12 February 2014 | PAR Bastien Stisi

Avec Orchestra of Samples, les Britanniques Mark Vidler et Graham Daniels (regroupés sous le nom d’Addictive TV) repoussent un peu plus encore les frontières du sample et de la fusion musicale, en regroupant au sein du même projet les effluves vidéo et musicaux émanant d’une centaine de musiciens à travers le monde entier…Entretien avec l’orchestre virtuel le plus fascinant de ce début d’année 2014 :

ADDICTIVE TV - Orchestra of Samples posterVotre projet Orchestra of Samples est-il une nouvelle manière d’envisager le concept de groupe de musique ?

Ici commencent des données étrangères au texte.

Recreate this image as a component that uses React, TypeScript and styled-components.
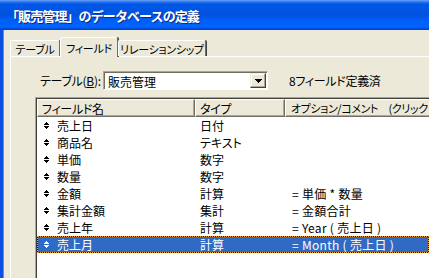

Graham Daniels : Je crois que l’on peut un peu parler de ça oui, même si en vérité, ce que nous faisons avec Orchestra of Samples n’est pas totalement nouveau. Le groupe n’existerait en effet plus dans sa manière classique, puisque Orchestra of Samples, ce n’est au final qu’Addictive TV (Mark et moi-même). Sur ce projet, nous utilisons et samplons de grosses archives que nous avons inventé, et que nous appelons entre nous de manière humoristique « la bibliothèque complète ».

Y’a-t-il un lien direct entre la bande-son d’Iron Man que vous avez réalisée et le tour du Monde que vous exportez dans le projet Orchestra of Samples ?

Mark Vidler : Non, il n’y a pas vraiment de lien direct. Le seul point commun est notre façon de travailler, notre méthodologie de sample et de création : dans Iron Man, on peut trouver des bruits de serveurs et de machines. Dans Orchestra of Samples, il y a des instruments qui viennent du monde entier,  mais la méthode reste la même.

Lorsqu’on parle d’Addictive TV, on a l’habitude de parler d’un « groupe d’électro alternative britannique ». En réalité, est-ce que l’on ne devrait pas plutôt parler d’un groupe anthropologue et philanthrope ?

M.V. : Nous n’y avons jamais pensé en ces termes, mais dans un sens je peux comprendre ce que tu veux dire. C’est un travail qui nous tient à cœur et auquel on consacre beaucoup de temps. Les retours que nous avons eus sur ce travail, d’ailleurs, parlaient souvent de « road-movie musical », voire de « documentaire musical ». Certains nous ont raconté s’être crus en voyage, ou même avoir l’impression de se sentir « très humains »…

À propos d’anthropologie, il est d’ailleurs amusant de voir que vous allez bientôt jouer du côté du Musée du Quai Branly…

M.V. : Avec le genre de musique qui est le nôtre, jouer sur la scène d’une institution comme le Quai Branly est une véritable reconnaissance de notre travail, même si je dirais quand même qu’Orchestra of Samples est moins un concept anthropologique qu’une proposition nouvelle. C’est une exploration de possibilités musicales, l’idée principale étant de faire se rencontrer des musiciens très variés qui n’auraient pas eu à la base l’idée de jouer ensemble.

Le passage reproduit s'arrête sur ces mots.